Working from the top of the listing below, retype each line through the line containing "string; required?: boolean;", both included, with no pictures.

* start *

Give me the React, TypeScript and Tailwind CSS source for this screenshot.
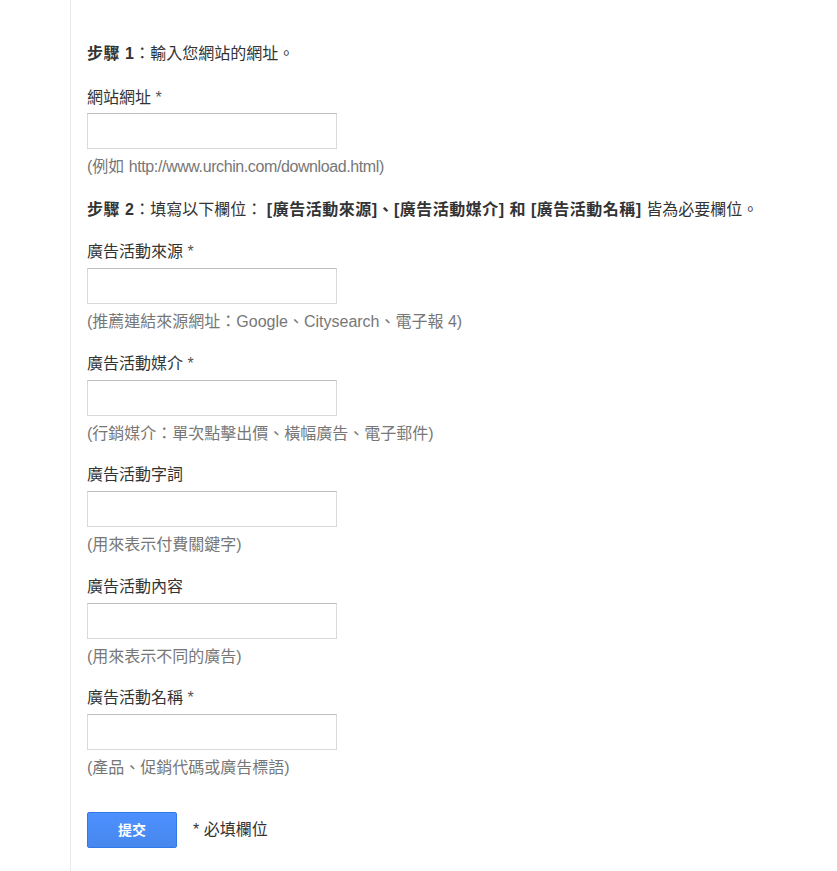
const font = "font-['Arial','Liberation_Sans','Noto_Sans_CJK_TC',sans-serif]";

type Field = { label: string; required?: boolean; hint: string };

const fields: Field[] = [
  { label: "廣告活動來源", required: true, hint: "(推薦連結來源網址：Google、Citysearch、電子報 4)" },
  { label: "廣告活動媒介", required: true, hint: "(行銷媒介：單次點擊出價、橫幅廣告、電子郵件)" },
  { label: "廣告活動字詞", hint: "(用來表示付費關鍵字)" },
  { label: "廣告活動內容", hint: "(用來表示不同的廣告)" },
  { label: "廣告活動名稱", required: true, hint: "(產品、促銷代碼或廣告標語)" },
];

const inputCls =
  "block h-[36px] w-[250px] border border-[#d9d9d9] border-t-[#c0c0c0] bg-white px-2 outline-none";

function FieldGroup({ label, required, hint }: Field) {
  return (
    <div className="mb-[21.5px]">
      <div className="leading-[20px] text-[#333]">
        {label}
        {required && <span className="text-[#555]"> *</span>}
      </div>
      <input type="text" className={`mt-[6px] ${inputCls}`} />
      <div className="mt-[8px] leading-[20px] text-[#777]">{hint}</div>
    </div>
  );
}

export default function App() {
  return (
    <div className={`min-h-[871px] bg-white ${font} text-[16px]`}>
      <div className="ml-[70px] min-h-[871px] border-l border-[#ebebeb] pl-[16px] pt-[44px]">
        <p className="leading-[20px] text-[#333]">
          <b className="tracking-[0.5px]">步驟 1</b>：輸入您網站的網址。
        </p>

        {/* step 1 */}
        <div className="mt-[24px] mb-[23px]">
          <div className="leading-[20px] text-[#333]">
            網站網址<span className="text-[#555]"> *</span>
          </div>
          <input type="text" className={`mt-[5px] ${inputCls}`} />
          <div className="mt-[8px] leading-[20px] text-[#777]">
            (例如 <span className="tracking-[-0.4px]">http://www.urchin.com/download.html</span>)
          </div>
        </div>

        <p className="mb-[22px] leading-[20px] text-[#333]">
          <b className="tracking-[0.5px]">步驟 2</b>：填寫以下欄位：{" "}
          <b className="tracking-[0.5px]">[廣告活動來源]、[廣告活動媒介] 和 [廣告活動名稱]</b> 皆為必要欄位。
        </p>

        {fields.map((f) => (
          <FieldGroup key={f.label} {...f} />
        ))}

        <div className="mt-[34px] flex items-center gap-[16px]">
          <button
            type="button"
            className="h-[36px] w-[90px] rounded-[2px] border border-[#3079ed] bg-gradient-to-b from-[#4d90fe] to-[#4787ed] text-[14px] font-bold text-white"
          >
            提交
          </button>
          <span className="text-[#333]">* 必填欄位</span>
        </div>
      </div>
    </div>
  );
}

* end *

WRITTEN ANSWER
Give me the React, TypeScript and Tailwind CSS source for this screenshot.
const font = "font-['Arial','Liberation_Sans','Noto_Sans_CJK_TC',sans-serif]";

type Field = { label: string; required?: boolean; hint: string };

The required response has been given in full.